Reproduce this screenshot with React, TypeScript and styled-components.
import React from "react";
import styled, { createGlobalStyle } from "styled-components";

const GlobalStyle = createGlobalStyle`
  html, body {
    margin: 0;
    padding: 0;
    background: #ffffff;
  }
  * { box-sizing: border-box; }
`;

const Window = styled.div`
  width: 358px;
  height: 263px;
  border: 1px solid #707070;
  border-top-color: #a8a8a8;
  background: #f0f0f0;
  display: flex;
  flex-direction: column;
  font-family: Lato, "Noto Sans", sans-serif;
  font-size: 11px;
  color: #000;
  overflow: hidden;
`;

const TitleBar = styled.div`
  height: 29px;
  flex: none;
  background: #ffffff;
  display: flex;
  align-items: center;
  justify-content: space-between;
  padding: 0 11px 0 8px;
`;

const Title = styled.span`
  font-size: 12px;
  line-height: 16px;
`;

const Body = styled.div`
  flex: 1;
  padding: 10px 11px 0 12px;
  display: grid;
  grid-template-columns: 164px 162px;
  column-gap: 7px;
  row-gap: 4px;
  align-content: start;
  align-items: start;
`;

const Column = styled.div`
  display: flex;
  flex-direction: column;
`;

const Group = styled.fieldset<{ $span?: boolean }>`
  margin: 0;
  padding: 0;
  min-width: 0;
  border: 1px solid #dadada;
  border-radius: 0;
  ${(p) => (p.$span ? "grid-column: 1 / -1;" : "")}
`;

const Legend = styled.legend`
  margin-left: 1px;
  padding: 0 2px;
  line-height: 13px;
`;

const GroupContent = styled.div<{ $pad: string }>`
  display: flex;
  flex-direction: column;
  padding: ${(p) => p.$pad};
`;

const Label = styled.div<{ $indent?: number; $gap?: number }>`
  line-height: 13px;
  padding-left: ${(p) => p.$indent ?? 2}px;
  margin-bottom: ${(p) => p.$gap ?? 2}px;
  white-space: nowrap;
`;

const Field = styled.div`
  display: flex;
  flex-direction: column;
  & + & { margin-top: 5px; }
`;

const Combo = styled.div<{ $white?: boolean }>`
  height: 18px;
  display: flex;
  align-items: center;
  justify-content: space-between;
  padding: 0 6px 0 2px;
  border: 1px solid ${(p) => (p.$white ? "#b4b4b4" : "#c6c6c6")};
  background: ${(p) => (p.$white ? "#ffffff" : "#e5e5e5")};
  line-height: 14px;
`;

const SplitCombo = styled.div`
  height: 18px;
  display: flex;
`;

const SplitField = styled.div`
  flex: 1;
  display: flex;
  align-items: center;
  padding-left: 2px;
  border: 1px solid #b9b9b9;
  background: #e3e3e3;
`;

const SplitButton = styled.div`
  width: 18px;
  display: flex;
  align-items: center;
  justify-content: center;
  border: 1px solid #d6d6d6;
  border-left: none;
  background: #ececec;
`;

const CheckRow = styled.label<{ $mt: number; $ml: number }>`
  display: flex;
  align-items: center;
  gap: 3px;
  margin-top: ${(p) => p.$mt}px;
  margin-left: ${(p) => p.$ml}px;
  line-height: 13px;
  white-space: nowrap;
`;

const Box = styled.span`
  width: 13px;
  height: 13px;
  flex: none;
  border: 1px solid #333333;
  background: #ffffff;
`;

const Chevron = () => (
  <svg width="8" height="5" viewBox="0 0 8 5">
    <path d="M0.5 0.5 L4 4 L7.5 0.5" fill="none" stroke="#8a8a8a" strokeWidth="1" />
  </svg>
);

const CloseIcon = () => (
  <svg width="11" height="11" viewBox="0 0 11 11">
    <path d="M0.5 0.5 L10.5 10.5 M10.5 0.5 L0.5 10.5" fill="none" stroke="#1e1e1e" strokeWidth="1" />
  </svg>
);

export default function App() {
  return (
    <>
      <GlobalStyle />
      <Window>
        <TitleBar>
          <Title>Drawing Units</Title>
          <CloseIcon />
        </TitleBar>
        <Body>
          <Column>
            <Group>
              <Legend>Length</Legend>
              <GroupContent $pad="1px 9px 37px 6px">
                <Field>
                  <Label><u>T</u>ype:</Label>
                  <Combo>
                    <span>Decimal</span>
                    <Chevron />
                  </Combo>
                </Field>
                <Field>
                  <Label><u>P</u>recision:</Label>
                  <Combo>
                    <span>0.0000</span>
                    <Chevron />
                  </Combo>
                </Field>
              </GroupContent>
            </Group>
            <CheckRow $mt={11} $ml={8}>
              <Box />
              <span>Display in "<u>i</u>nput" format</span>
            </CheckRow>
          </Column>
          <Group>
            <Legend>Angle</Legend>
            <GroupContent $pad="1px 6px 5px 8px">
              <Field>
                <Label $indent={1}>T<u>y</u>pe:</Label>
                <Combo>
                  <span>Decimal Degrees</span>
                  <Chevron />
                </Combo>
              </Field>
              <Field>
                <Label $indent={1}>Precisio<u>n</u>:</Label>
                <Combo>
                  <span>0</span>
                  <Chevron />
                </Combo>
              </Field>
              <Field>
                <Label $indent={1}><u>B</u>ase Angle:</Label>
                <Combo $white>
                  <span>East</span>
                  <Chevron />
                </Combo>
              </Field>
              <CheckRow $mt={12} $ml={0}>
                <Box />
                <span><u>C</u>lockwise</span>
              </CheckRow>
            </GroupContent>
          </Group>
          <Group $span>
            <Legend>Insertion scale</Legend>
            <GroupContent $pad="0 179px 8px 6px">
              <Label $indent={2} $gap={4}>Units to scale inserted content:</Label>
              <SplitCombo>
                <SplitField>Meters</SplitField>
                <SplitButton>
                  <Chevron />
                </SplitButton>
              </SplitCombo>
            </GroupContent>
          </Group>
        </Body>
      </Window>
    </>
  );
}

━━━━━━━━━━

■ Exercise goal
Select all lines in the listing above where the word "components" appears, and show them.

■ Exercise result
Reproduce this screenshot with React, TypeScript and styled-components.
import styled, { createGlobalStyle } from "styled-components";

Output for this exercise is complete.